§ **WHAT THIS TASK INVOLVES**
Of the lines in the records that follow, how many include the word "image"? Answer with a bare number.

§ **EXCERPTED RECORDS**
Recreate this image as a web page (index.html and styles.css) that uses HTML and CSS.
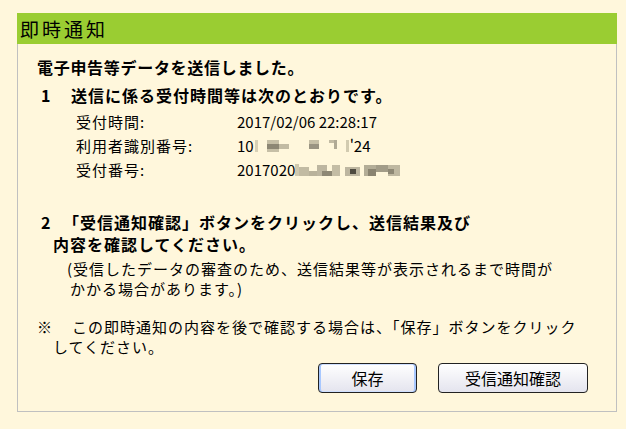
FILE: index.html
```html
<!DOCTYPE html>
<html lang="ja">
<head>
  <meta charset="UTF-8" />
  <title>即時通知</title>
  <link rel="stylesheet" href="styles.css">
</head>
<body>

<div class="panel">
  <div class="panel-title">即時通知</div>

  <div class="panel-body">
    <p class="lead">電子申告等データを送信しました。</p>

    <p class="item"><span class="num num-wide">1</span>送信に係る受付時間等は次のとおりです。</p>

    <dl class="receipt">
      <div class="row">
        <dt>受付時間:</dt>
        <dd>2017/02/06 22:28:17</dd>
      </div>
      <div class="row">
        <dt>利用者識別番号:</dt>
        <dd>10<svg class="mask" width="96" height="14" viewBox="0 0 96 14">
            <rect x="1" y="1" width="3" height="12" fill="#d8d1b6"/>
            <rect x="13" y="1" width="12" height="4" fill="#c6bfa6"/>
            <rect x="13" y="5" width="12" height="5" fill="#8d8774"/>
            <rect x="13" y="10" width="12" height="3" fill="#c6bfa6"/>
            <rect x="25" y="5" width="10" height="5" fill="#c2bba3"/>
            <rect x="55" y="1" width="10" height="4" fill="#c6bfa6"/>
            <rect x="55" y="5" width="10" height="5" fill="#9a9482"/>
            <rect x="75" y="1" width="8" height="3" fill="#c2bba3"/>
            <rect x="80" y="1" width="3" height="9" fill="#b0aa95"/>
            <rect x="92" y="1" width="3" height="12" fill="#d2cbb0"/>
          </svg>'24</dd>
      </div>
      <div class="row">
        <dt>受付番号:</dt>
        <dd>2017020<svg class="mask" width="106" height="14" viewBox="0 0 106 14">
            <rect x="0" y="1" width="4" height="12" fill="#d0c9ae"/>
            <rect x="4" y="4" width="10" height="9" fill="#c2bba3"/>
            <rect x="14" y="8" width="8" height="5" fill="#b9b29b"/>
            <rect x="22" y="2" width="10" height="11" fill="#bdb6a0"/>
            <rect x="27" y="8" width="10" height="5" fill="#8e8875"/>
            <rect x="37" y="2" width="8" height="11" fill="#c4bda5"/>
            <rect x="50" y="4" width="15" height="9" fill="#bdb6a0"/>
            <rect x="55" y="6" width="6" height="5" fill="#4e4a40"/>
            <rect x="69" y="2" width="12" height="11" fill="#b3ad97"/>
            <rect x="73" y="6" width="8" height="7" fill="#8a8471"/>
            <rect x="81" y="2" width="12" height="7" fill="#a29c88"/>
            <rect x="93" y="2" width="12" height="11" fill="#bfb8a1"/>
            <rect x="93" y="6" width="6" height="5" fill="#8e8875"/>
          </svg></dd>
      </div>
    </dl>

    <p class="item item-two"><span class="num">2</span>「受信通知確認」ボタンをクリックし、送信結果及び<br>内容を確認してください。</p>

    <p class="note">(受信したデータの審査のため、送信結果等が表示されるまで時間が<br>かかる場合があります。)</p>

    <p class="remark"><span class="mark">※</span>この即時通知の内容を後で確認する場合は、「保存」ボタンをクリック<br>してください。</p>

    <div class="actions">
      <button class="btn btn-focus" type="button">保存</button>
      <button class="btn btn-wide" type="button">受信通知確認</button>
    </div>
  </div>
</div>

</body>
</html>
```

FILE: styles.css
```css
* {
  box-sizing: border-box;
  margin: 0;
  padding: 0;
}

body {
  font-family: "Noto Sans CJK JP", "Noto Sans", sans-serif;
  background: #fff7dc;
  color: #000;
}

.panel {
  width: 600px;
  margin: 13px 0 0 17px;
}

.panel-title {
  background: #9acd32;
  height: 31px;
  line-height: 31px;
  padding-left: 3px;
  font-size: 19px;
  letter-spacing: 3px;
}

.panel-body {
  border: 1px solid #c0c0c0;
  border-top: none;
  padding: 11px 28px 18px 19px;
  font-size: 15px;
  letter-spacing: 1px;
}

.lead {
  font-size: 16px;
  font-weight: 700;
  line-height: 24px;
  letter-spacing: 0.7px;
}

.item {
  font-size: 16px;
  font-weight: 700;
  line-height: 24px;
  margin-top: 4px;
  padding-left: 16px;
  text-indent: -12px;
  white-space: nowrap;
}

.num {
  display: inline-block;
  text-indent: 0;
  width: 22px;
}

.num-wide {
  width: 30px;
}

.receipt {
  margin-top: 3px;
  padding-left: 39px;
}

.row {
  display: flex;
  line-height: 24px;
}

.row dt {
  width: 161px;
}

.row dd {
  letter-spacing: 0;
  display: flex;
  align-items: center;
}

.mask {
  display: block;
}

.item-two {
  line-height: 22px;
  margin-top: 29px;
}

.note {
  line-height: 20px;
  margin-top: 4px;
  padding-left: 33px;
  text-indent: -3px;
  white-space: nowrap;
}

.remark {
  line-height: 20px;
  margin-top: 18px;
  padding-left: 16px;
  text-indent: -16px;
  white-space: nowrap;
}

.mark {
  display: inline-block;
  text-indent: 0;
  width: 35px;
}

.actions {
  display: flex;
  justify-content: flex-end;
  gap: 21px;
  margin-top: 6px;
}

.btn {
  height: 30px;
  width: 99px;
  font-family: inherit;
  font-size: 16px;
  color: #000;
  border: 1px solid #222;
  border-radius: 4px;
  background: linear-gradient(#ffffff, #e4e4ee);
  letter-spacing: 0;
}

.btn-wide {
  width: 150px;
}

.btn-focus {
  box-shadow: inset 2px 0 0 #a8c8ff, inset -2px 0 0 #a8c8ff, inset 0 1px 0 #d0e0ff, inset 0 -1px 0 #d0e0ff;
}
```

---

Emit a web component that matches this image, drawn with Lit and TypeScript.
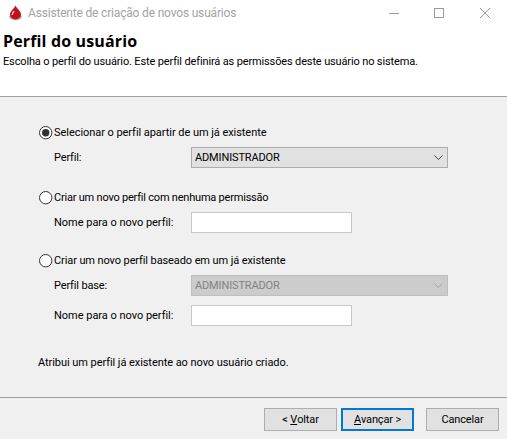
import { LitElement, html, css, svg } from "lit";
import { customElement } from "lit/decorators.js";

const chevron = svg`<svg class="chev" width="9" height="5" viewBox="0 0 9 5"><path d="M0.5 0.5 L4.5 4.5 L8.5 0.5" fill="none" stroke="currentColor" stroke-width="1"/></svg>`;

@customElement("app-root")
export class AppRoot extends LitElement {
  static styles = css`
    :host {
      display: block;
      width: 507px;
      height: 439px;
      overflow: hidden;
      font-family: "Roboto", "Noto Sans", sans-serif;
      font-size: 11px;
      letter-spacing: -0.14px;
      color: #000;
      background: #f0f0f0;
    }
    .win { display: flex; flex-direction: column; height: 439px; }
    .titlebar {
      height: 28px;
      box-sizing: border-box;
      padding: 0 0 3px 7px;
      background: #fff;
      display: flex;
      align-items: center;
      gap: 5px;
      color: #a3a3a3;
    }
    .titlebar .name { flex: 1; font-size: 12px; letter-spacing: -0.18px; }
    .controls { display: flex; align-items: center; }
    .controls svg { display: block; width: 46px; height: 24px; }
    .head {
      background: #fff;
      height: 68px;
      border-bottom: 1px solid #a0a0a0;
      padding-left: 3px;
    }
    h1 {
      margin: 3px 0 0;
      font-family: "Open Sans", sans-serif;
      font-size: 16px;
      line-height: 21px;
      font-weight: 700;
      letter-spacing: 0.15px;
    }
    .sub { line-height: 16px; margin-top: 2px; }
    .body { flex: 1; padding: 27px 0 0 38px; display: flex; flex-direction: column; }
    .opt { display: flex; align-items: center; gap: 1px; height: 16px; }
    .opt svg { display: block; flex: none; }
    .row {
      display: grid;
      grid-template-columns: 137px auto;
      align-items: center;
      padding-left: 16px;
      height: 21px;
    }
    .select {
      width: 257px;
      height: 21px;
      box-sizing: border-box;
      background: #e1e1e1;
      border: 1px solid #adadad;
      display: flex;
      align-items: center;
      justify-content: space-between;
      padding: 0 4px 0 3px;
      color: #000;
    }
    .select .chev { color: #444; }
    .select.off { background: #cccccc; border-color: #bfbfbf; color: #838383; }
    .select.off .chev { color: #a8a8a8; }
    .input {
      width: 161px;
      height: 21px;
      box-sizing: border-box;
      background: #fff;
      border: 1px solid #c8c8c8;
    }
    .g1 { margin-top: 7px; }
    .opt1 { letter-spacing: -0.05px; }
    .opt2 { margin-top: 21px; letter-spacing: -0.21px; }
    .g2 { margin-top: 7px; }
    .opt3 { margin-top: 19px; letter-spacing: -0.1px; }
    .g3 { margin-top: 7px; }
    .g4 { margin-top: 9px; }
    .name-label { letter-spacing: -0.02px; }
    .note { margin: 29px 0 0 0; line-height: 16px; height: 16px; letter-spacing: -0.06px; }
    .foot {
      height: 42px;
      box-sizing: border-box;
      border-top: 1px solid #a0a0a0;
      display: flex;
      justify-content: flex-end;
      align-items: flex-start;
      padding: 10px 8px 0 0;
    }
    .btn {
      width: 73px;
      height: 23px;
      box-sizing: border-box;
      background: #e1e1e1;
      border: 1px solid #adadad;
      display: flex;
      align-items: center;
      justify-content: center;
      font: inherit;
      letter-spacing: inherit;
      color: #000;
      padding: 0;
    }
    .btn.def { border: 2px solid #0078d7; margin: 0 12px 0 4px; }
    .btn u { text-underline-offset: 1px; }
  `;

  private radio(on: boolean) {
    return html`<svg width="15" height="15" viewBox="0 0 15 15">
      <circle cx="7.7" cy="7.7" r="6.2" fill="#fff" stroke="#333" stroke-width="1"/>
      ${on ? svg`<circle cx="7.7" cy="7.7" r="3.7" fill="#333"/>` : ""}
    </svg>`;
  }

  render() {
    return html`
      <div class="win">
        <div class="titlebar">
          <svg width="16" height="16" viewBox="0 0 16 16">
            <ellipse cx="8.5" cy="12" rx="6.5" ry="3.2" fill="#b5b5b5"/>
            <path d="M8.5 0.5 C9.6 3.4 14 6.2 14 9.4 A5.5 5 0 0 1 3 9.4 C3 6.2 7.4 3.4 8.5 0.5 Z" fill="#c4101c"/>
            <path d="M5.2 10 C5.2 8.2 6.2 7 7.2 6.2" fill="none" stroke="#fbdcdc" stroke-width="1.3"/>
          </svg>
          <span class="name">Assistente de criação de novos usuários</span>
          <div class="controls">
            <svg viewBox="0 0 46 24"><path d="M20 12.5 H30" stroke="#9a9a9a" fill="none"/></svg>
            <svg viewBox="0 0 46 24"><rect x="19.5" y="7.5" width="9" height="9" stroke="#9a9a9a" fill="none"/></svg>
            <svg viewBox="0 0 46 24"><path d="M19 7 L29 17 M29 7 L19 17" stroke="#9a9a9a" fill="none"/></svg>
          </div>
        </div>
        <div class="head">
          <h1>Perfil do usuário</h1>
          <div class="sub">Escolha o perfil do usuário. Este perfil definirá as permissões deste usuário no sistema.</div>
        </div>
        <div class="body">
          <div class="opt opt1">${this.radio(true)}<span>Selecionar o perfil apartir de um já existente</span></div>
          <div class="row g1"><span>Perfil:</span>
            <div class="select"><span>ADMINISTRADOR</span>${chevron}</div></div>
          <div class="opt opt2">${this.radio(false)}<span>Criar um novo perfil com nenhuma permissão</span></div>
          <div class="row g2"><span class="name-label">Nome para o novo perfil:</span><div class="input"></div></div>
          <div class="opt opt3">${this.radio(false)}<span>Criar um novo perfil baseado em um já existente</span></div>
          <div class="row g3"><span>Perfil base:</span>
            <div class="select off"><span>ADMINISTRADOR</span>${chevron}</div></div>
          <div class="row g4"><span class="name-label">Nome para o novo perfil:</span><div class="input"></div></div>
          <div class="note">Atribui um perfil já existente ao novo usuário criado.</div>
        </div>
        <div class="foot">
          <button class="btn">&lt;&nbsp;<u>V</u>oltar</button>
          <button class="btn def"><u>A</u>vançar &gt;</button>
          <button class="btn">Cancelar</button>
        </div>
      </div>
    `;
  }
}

§ **FULL OUTPUT**
2